◆ MATERIAL ◆
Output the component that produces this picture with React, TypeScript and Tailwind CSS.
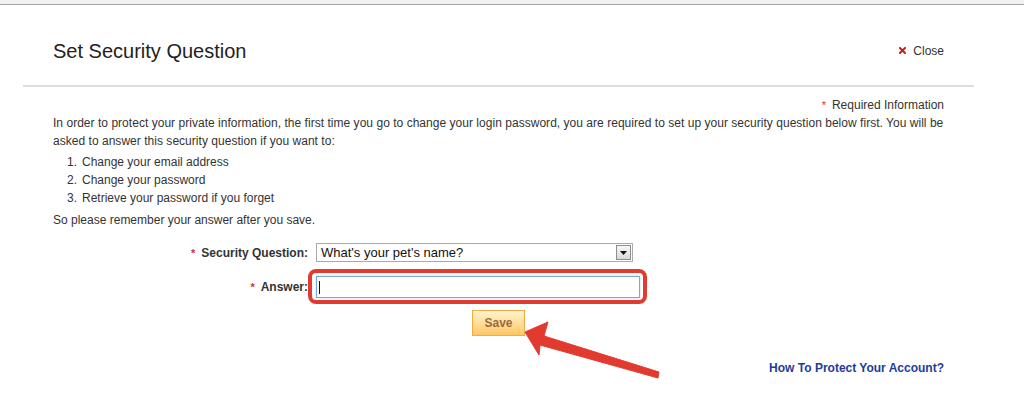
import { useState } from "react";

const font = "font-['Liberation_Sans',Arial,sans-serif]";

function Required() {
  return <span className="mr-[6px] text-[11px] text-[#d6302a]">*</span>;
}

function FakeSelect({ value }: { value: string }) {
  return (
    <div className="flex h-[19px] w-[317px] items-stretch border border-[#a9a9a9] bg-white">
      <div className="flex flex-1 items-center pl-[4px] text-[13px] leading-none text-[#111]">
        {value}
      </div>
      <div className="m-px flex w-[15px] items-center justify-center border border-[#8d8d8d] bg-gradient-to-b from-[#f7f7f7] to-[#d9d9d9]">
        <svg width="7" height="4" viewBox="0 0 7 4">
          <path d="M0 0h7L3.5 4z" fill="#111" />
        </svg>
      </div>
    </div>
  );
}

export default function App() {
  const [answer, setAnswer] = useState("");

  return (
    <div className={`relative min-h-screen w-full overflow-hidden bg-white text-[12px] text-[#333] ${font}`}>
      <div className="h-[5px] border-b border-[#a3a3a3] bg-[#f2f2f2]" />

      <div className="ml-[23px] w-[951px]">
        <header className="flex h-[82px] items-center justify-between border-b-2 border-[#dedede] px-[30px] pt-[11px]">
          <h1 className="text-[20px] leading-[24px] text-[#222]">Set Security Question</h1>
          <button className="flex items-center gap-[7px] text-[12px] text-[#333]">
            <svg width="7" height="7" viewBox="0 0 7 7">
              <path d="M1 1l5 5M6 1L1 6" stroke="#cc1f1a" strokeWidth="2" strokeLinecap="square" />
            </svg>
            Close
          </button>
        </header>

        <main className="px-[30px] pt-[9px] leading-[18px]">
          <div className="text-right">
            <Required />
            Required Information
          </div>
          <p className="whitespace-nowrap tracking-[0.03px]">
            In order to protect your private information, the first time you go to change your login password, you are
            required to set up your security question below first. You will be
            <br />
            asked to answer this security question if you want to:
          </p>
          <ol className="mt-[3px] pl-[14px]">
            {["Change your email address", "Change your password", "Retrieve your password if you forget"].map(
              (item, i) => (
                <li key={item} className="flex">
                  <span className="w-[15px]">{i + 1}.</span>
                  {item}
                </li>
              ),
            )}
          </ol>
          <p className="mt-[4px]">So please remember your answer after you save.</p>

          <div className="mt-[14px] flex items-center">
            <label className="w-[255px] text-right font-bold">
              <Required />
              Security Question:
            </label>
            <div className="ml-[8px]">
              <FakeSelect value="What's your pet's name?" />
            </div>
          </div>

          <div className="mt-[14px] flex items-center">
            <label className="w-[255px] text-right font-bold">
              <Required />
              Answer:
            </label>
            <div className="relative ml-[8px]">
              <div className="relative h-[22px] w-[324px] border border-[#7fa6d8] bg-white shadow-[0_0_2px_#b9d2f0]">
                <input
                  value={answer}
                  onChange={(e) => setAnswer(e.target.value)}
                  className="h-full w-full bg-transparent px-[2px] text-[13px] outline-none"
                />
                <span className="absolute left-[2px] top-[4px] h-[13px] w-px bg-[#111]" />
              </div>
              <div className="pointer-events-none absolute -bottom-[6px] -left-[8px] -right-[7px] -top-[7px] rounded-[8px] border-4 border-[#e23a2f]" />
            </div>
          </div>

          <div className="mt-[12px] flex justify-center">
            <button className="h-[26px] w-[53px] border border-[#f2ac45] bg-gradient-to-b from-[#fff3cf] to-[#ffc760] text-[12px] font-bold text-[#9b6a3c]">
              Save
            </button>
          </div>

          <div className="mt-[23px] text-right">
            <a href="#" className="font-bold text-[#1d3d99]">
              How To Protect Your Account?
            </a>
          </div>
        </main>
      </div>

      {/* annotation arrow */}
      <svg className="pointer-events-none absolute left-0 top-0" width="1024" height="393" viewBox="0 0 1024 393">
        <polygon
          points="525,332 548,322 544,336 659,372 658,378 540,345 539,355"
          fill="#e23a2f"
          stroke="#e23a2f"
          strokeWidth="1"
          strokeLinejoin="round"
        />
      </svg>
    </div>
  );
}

◆ AIM ◆
Provide the number of lines in the data above that contain the string "this", and nothing else.

◆ EXERCISE OUTPUT ◆
2